No man is an island, entire of itself; every man is a piece of the continent, a part of the main. If a clod be washed away by the sea, Europe is the less, as well as if a promontory were, as well as if a manor of thy friend’s or of thine own were: any man’s death diminishes me, because I am involved in mankind, and therefore never send to know for whom the bells tolls; it tolls for thee.
Neither can we call this a begging of misery, or a borrowing of misery, as though we were not miserable enough of ourselves, but must fetch in more from the next house, in taking upon us the misery of our neighbours. Truly it were an excusable covetousness if we did, for affliction is a treasure, and scarce any man hath enough of it. No man hath affliction enough that is not matured and ripened by and made fit for God by that affliction. If a man carry treasure in bullion, or in a wedge of gold, and have none coined into current money, his treasure will not defray him as he travels. Tribulation is treasure in the nature of it, but it is not current money in the use of it, except we get nearer and nearer our home, heaven, by it. Another man may be sick too, and sick to death, and this affliction may lie in his bowels, as gold in a mine, and be of no use to him; but this bell, that tells me of his affliction, digs out and applies that gold to me: if by this consideration of another’s danger I take mine own into contemplation, and so secure myself, by making my recourse to my God, who is our only security.
1624
I always wanted to be a writer like John Donne—a poet who wrote prose, a philosopher who made music. And most of all, I wanted to be part of the chain of voices emulating and echoing each other that is our literary history. The best way to do this, I reckoned, was to raise the torch that Donne had passed to me. So I began to write a yearly meditation essay, a chance to check in on myself and my progression toward death—though I didn’t mean for this to be morbid. Rather, an annual accounting of my mortality, the enduring questions and the sudden insights that accompany the ticking of my particular clock.

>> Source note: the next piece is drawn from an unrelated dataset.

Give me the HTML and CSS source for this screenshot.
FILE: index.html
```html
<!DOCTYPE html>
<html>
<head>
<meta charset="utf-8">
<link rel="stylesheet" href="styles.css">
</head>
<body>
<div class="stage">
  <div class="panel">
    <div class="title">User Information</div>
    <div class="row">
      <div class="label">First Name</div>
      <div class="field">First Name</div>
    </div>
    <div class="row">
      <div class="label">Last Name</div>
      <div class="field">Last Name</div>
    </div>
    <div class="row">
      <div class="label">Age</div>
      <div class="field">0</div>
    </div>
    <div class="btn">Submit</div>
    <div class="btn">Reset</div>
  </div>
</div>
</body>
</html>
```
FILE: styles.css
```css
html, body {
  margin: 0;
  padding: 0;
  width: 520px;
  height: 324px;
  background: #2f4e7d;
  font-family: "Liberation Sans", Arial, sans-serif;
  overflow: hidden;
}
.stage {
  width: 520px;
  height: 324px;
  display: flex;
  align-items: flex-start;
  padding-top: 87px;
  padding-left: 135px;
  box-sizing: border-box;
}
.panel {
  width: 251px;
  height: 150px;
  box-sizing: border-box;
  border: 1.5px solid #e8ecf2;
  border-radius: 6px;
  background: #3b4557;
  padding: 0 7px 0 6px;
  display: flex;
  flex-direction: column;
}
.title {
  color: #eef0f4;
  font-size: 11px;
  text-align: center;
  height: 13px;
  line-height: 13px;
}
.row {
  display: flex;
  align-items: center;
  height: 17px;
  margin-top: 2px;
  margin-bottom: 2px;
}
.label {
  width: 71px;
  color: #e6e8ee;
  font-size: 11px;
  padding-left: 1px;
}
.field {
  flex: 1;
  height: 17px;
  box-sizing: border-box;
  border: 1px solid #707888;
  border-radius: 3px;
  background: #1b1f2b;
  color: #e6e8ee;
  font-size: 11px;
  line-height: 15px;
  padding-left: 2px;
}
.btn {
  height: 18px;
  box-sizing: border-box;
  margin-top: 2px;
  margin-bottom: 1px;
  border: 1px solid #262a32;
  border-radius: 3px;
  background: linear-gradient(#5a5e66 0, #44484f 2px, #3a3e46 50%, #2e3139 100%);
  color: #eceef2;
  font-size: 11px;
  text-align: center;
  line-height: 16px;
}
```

In eighth grade, my class read John Donne’s 1633 “Holy Sonnet X,” better known by its opening lines, “Death Be Not Proud.” I loved the poem for its prosody and deep feeling. I loved the poet for calling out Death as the bully it was and for the brave rallying cry of his final line—“Death, thou shalt die!”

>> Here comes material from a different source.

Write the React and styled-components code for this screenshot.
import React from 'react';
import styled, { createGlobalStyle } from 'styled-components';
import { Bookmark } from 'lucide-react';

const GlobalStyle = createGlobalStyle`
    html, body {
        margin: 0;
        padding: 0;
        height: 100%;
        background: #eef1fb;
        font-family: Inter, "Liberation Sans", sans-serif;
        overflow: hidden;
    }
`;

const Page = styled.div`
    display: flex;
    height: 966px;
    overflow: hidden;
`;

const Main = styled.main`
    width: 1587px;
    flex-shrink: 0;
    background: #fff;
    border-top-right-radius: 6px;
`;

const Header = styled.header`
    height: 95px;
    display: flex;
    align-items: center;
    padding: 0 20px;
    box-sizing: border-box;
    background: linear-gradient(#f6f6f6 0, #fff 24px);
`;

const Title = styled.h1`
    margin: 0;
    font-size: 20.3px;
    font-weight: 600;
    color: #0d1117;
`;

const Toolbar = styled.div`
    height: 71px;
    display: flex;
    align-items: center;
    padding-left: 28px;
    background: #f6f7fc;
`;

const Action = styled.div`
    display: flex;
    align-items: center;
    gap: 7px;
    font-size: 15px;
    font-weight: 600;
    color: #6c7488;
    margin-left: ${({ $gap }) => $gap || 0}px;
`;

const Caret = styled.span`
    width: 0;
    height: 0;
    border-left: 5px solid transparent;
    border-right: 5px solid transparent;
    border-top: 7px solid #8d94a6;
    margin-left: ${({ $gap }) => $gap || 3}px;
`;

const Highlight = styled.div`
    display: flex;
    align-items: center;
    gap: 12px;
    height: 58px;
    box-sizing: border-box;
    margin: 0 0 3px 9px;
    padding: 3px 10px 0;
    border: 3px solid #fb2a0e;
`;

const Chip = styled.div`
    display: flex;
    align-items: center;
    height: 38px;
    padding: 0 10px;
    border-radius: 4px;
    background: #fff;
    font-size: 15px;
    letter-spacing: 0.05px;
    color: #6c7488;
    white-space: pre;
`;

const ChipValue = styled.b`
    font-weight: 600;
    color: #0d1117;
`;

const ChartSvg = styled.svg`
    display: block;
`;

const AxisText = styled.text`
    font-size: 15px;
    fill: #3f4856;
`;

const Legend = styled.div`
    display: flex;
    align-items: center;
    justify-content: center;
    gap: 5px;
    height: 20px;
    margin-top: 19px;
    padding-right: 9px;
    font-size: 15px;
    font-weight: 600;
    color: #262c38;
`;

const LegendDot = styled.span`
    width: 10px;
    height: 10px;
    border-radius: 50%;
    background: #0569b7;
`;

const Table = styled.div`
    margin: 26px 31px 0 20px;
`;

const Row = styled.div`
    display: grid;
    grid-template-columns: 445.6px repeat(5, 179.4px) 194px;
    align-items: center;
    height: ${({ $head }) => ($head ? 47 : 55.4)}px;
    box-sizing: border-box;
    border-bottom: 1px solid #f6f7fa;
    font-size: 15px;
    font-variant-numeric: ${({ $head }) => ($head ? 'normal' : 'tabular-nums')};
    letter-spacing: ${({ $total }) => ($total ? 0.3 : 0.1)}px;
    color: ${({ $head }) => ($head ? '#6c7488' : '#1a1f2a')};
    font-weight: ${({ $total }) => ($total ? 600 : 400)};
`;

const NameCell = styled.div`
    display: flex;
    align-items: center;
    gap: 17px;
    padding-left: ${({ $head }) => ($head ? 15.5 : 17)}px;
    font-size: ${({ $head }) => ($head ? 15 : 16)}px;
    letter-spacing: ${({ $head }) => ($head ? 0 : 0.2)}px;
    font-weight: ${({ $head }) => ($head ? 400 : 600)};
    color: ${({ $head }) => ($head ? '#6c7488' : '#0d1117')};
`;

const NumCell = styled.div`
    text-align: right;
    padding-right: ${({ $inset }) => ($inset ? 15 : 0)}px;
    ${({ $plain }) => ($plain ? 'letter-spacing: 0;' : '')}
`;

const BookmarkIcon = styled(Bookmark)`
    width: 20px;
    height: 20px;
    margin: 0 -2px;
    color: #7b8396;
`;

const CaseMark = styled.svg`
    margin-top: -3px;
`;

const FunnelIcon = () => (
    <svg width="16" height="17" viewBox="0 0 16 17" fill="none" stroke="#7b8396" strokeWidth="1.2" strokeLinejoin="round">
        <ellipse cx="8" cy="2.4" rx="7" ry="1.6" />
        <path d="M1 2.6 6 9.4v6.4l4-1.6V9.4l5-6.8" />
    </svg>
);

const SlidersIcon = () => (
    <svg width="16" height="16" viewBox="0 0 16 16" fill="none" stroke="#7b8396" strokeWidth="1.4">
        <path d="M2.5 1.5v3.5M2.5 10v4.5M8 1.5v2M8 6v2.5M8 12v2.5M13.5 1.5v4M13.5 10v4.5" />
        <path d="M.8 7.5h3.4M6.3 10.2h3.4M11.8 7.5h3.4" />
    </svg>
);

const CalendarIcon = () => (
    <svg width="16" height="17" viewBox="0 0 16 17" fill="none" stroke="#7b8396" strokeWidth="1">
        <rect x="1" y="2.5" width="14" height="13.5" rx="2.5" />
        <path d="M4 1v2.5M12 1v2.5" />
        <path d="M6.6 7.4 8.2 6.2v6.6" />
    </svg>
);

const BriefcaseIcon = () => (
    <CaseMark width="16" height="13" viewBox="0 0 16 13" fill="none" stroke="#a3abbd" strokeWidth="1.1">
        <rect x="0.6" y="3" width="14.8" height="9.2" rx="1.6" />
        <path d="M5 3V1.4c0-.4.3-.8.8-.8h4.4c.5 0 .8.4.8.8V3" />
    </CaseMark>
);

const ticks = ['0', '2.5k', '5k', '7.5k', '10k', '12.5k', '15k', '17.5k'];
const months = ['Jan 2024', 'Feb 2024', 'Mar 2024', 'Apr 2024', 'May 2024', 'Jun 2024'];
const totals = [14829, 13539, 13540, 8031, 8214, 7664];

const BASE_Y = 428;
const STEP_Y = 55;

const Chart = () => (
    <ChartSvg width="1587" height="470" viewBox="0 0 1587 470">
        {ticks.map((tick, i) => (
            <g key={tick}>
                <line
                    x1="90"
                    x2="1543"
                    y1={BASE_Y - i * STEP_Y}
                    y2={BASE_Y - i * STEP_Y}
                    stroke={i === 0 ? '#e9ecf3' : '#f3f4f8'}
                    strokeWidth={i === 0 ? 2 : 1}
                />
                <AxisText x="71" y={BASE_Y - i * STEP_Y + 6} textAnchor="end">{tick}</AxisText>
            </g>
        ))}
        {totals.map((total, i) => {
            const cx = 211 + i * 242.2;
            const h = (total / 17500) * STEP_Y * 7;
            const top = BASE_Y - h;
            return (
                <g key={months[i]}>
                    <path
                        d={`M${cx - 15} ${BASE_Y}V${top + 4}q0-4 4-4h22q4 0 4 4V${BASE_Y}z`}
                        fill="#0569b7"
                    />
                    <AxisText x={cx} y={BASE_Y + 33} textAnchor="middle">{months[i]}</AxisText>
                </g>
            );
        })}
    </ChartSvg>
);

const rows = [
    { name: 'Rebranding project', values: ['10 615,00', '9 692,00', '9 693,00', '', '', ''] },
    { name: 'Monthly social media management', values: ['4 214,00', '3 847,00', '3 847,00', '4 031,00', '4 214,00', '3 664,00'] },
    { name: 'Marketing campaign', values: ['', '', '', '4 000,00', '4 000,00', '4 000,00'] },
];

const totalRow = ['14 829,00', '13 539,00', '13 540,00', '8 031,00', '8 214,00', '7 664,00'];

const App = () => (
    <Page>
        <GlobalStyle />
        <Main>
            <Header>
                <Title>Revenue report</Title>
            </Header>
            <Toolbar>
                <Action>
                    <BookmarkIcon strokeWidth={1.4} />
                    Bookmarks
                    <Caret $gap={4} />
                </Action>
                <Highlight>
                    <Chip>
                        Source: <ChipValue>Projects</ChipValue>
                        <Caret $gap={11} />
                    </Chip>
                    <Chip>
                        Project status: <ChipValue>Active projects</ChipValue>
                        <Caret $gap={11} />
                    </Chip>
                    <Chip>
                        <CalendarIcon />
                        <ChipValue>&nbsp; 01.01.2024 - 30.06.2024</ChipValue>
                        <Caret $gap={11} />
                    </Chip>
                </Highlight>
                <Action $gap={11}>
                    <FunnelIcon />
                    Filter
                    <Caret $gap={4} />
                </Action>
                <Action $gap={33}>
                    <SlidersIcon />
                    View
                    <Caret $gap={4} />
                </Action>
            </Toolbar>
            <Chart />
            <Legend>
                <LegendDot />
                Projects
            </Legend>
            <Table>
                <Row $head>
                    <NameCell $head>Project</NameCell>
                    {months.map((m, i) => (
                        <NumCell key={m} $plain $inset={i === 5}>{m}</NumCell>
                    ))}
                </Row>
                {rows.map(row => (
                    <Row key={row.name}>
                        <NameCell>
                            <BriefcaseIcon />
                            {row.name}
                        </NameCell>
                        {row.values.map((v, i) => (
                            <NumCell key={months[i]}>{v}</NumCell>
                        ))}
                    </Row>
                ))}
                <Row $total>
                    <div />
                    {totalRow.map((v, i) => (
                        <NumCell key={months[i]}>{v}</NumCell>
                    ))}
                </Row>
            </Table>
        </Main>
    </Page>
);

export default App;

But what I loved best about this lesson wasn’t even the opportunity to read and discuss a poem; it was the way this poem gave way to another work of literature—John Gunther’s 1949 memoir, Death Be Not Proud.
“Didn’t he get in trouble for stealing Donne’s title?” I asked.

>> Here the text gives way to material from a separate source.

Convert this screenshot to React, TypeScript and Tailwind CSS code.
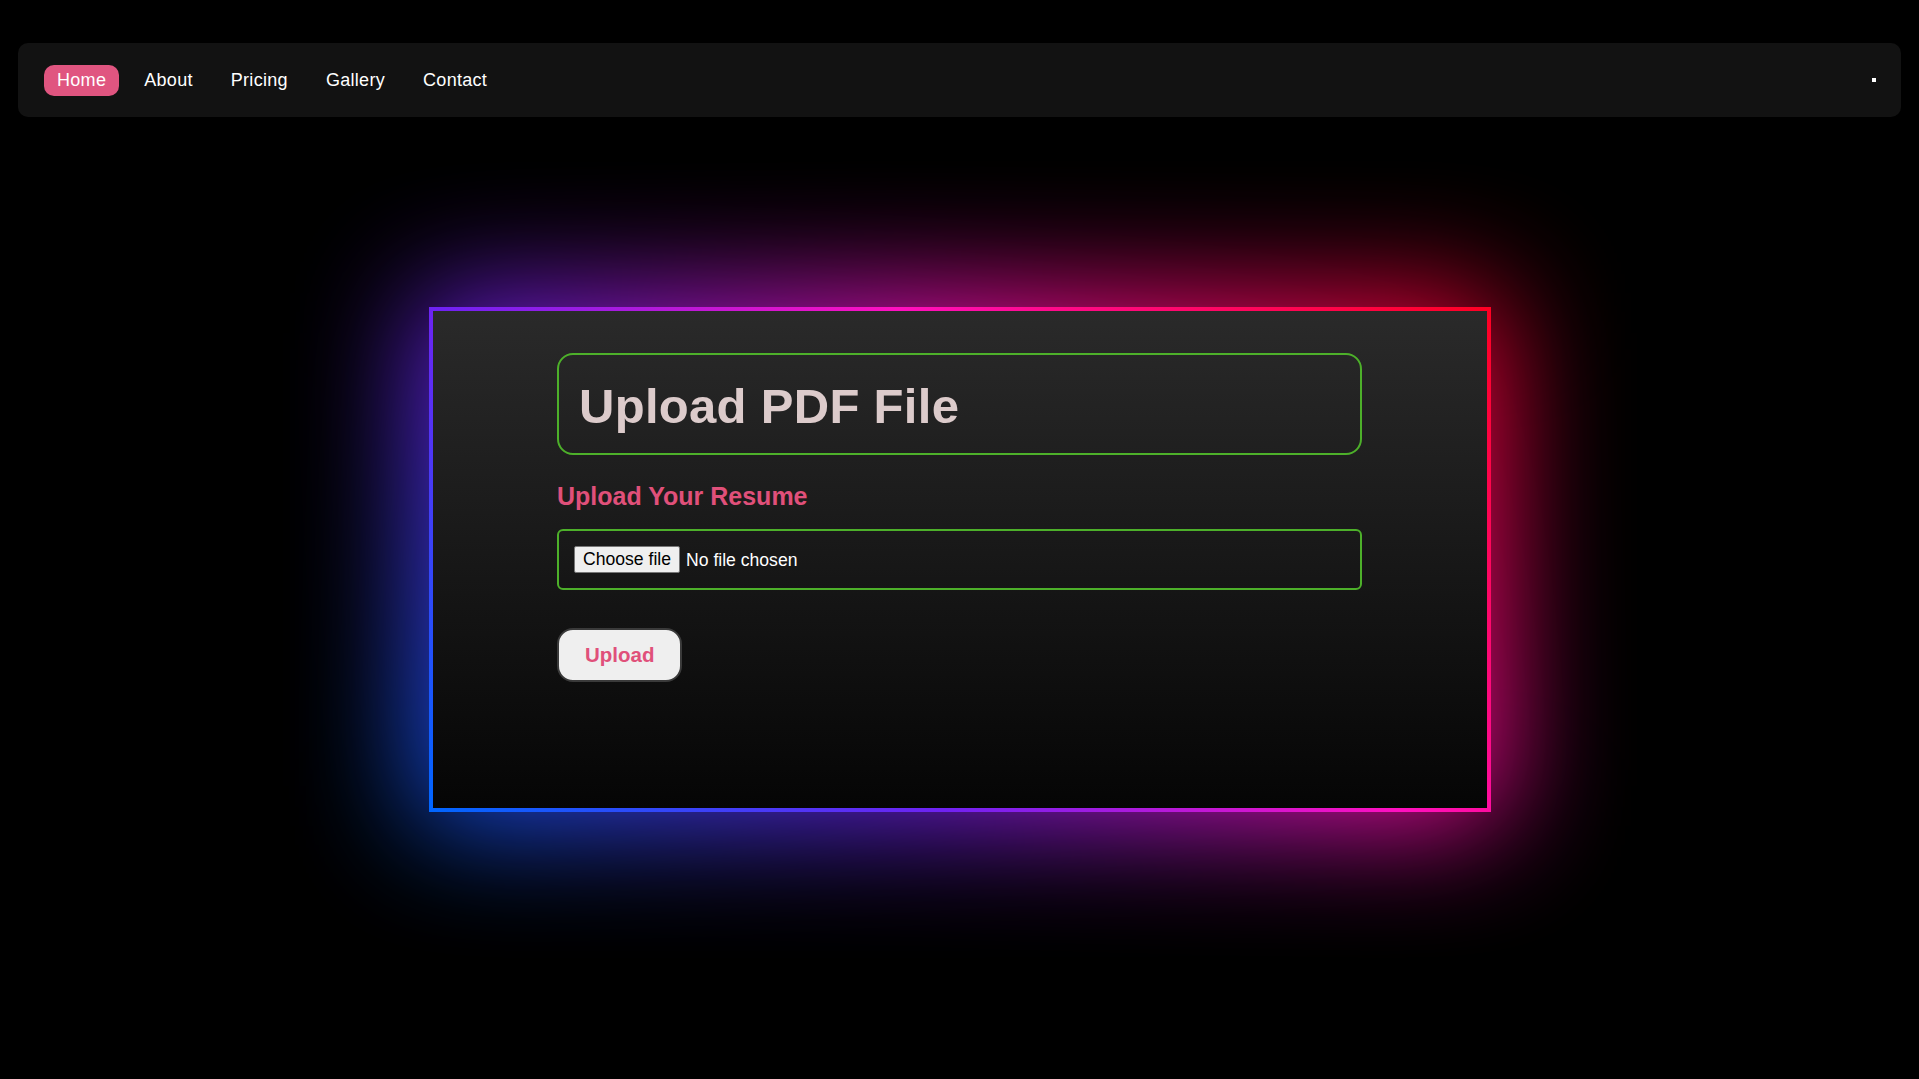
import { useState } from 'react';

const links = ['Home', 'About', 'Pricing', 'Gallery', 'Contact'];

const Navbar = () => {
    const [active, setActive] = useState('Home');

    return (
        <nav className="mx-[18px] h-[74px] rounded-[10px] bg-[#121212] flex items-center justify-between pl-[26px] pr-[25px]">
            <ul className="flex items-center gap-3">
                {links.map(link => (
                    <li key={link}>
                        <a
                            href="#"
                            onClick={e => { e.preventDefault(); setActive(link); }}
                            className={
                                active === link
                                    ? 'block rounded-[10px] bg-[#e05580] px-[13px] py-[5px] text-[18px] leading-[21px] tracking-[0.3px] text-white'
                                    : 'block rounded-[10px] px-[13px] py-[5px] text-[18px] leading-[21px] tracking-[0.3px] text-white'
                            }
                        >
                            {link}
                        </a>
                    </li>
                ))}
            </ul>
            <span className="block w-[4px] h-[4px] bg-white" />
        </nav>
    );
};

export default function App() {
    const [fileName, setFileName] = useState<string | null>(null);

    return (
        <div className="min-h-screen overflow-hidden bg-black pt-[43px] pb-[266px] font-['Liberation_Sans',Arial,sans-serif]">
            <Navbar />

            <div className="relative mx-auto mt-[190px] w-[1062px]">
                {/* glow */}
                <div className="absolute -inset-[14px] bg-[linear-gradient(45deg,#0066ff_0%,#7022f2_33%,#ff10c0_62%,#ff0a8a_72%,#ff0022_100%)] blur-[60px] opacity-90" />

                {/* gradient border */}
                <div className="relative p-[4px] bg-[linear-gradient(45deg,#0066ff_0%,#7022f2_33%,#ff10c0_62%,#ff0a8a_72%,#ff0022_100%)]">
                    <div className="h-[497px] bg-[linear-gradient(180deg,#2a2a2a_0%,#050505_100%)] pt-[42px]">
                        <div className="mx-auto w-[805px]">
                            <div className="rounded-[16px] border-2 border-[#4db02a] px-5 pt-[22px] pb-[18px]">
                                <h1 className="text-[49px] leading-[58px] font-bold tracking-[0.3px] text-[#dccbcb]">Upload PDF File</h1>
                            </div>

                            <h2 className="mt-[27px] text-[25px] leading-[28px] font-bold text-[#e0507a]">Upload Your Resume</h2>

                            <label className="mt-[19px] rounded-[6px] border-2 border-[#4db02a] p-[15px] h-[61px] flex items-center cursor-pointer">
                                <input
                                    type="file"
                                    accept="application/pdf"
                                    onChange={e => setFileName(e.target.files?.[0]?.name ?? null)}
                                    className="hidden"
                                />
                                <span className="block h-[27px] w-[106px] border border-[#767676] rounded-[2px] bg-[#efefef] text-center text-[17.6px] leading-[25px] text-black">Choose file</span>
                                <span className="ml-[6px] text-[17.6px] leading-[20px] text-white">{fileName ?? 'No file chosen'}</span>
                            </label>

                            <button
                                type="button"
                                className="mt-[38px] rounded-[16px] border-2 border-[#3a3a3a] bg-[#efefef] px-[26px] py-[13px] text-[20.5px] leading-[24px] font-bold text-[#e0507a]"
                            >
                                Upload
                            </button>
                        </div>
                    </div>
                </div>
            </div>
        </div>
    );
}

Miss Christjaener shook her head. “It isn’t copyright infringement if you’re using another writer’s words for parody or homage.”
I wrote down parody. I wrote down homage. And a few years later, in my Honors British Literature class, I encountered the word emulation for the first time. I understood it to mean that writers were granted permission, perhaps even expected, to write under the influence or in the spirit of those who came before them.
And here was John Donne again. This time the poet was writing prose—what I would now call a “micro-essay” or “work of flash creative nonfiction.” John Donne’s “Meditation XVII” was 716 words of thinking with feeling, philosophizing with musicality. Maybe, in more genre language I hadn’t learned yet, “Meditation XVII” was a short-form lyric essay.
This time when I raised my hand, I did it with confidence. I told Sister Mary Annette, “This is the kind of writing that inspires other writers. Ernest Hemingway borrowed a line from this piece and titled his whole novel For Whom the Bell Tolls.” And Sister Mary Annette, who was rarely pleased with anyone, seemed for a moment to be pleased with me. “It’s like when Donne says ‘no man is an island, entire of itself,’ he also means no writer is an island.”
My first collection of lyric essays, Wishbone: A Memoir in Fractures, contains “Meditation 26.” My second collection of lyric essays, Small Fires, contains “Meditation 29.” Over the years, these meditations have taken on new and wide-ranging forms, more ambitious content and greater stylistic risks. Soon, Meditation 40: The Honesty Room will be published as a stand-alone volume. John Donne, that poet-turned-prosist from long ago and far away, has never felt closer or more relevant. And for my part, I have never felt more “a piece of the continent, a part of the main.”